The acquisition hinged on voter approval of Referendum 11, a measure “providing for the issuance and sale of state general obligation bonds in an amount not exceeding $10,000,000 to acquire land and appurtenances for outdoor public recreational use…”
Referendum 11 was designed to utilize a corporate tax authorized in 1959 to pay for the 1962 World’s Fair in Seattle. The tax was generating more revenue than was needed to pay off the fair’s bonds; the Referendum sought to utilize the surplus money to leverage federal matching funds to purchase and develop recreation areas. Supporters noted that “unless we act now, the best recreation sites will no longer be available at any price.” Opponents argued that “no expansion of outdoor facilities is needed.”
When the Andersons informed the WSPRC that they might not be able to wait for the outcome of the election to sell their land, the WSPRC investigated the possibility of a land trade or other type of transaction to assure its protection.
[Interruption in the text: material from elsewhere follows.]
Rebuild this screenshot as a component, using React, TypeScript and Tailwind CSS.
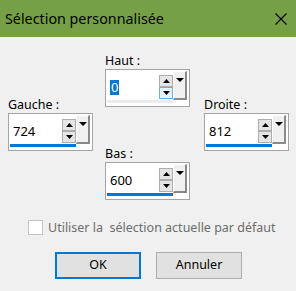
function Tri({ up, w, h }: { up?: boolean; w: number; h: number }) {
  const pts = up ? `0,${h} ${w / 2},0 ${w},${h}` : `0,0 ${w},0 ${w / 2},${h}`
  return (
    <svg width={w} height={h} viewBox={`0 0 ${w} ${h}`} className="block">
      <polygon points={pts} fill="#000" />
    </svg>
  )
}

function SpinField({
  value,
  selected,
  fill,
  hoverDown,
}: {
  value: string
  selected?: boolean
  fill?: boolean
  hoverDown?: boolean
}) {
  return (
    <div className="flex h-[38px] w-[85px] border border-[#a5a5a5] bg-white pl-px pt-px">
      <div className="flex w-[66px] flex-col">
        <div className="flex h-[29px] justify-between">
          <div className="flex items-end pb-[5px] pl-[3px]">
            {selected ? (
              <span className="bg-[#0078d7] px-px text-[13px] leading-[15px] text-white">
                {value}
              </span>
            ) : (
              <span className="text-[13px] leading-[15px] text-black">{value}</span>
            )}
          </div>
          <div className="mb-px flex flex-col self-end">
            <div className="flex h-[12px] w-[14px] items-center justify-center border border-[#adadad] bg-[#e5e5e5]">
              <Tri up w={7} h={4} />
            </div>
            <div
              className={
                hoverDown
                  ? 'flex h-[12px] w-[14px] items-center justify-center border border-[#6aaee8] bg-[#e5f1fb]'
                  : 'flex h-[12px] w-[14px] items-center justify-center border border-[#adadad] bg-[#e5e5e5]'
              }
            >
              <Tri w={7} h={4} />
            </div>
          </div>
        </div>
        <div className={fill ? 'h-[3px] bg-[#0078d7]' : 'h-[3px] bg-[#ececec]'} />
      </div>
      <div className="flex h-[29px] w-[14px] justify-center border-t border-l border-t-white border-l-white border-r-2 border-b-2 border-r-[#8a8a8a] border-b-[#8a8a8a] bg-[#f0f0f0] pt-[6px]">
        <Tri w={8} h={4} />
      </div>
    </div>
  )
}

function Label({ children }: { children: string }) {
  return <div className="h-[17px] text-[12.5px] leading-[17px] text-black">{children}</div>
}

export default function App() {
  return (
    <div className="h-[291px] w-[296px] overflow-hidden bg-[#f0f0f0] font-['Noto_Sans',sans-serif]">
      {/* Title bar */}
      <div className="flex h-[37px] items-center justify-between bg-[#76a046] pl-[5px] pr-[9px]">
        <span className="text-[14.3px] text-black">Sélection personnalisée</span>
        <svg width="12" height="12" viewBox="0 0 12 12">
          <path d="M0.5 0.5 L11.5 11.5 M11.5 0.5 L0.5 11.5" stroke="#000" strokeWidth="1.1" />
        </svg>
      </div>

      {/* Fields */}
      <div className="flex pl-[8px]">
        <div className="w-[85px] pt-[59px]">
          <Label>Gauche :</Label>
          <SpinField value="724" fill />
        </div>
        <div className="ml-[12px] w-[85px] pt-[15px]">
          <Label>Haut :</Label>
          <SpinField value="0" selected hoverDown />
          <div className="mt-[38px]">
            <Label>Bas :</Label>
            <SpinField value="600" fill />
          </div>
        </div>
        <div className="ml-[14px] w-[85px] pt-[59px]">
          <Label>Droite :</Label>
          <SpinField value="812" fill />
        </div>
      </div>

      {/* Checkbox */}
      <div className="mt-[19px] flex items-center pl-[28px]">
        <div className="h-[15px] w-[15px] flex-none border border-[#c4c4c4] bg-white" />
        <span className="ml-[5px] whitespace-pre text-[12.5px] leading-[17px] text-[#6d6d6d]">
          Utiliser la  sélection actuelle par défaut
        </span>
      </div>

      {/* Buttons */}
      <div className="mt-[16px] flex gap-[15px] pl-[55px]">
        <button className="h-[27px] w-[86px] border-2 border-[#0078d7] bg-[#e1e1e1] text-[12.5px] text-black">
          OK
        </button>
        <button className="h-[27px] w-[86px] border border-[#adadad] bg-[#e1e1e1] text-[12.5px] text-black">
          Annuler
        </button>
      </div>
    </div>
  )
}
With the assistance of The Nature Conservancy, a non-profit land protection organization, the WSPRC and the Andersons worked out an agreement for the Nature Conservancy to acquire one parcel of the property to be held for later transfer to the WSPRC and additional parcels to be acquired as funding was appropriated.
Referendum 11 passed with 58.57% voter approval in the general election on November 3, 1964. The final parcel was purchased from the Andersons on February 20, 1969. Anderson Lake State Park was dedicated on July 21, 1969.
In 2008, the Jamestown S’Klallam Tribe purchased the land surrounding Tamanowas Rock to protect the sacred site from inappropriate development. Partnerships with the Jefferson Land Trust and the WSPRC have strengthened the protection of the area, and an adjoining tract of 70 acres was added to the park in 2012.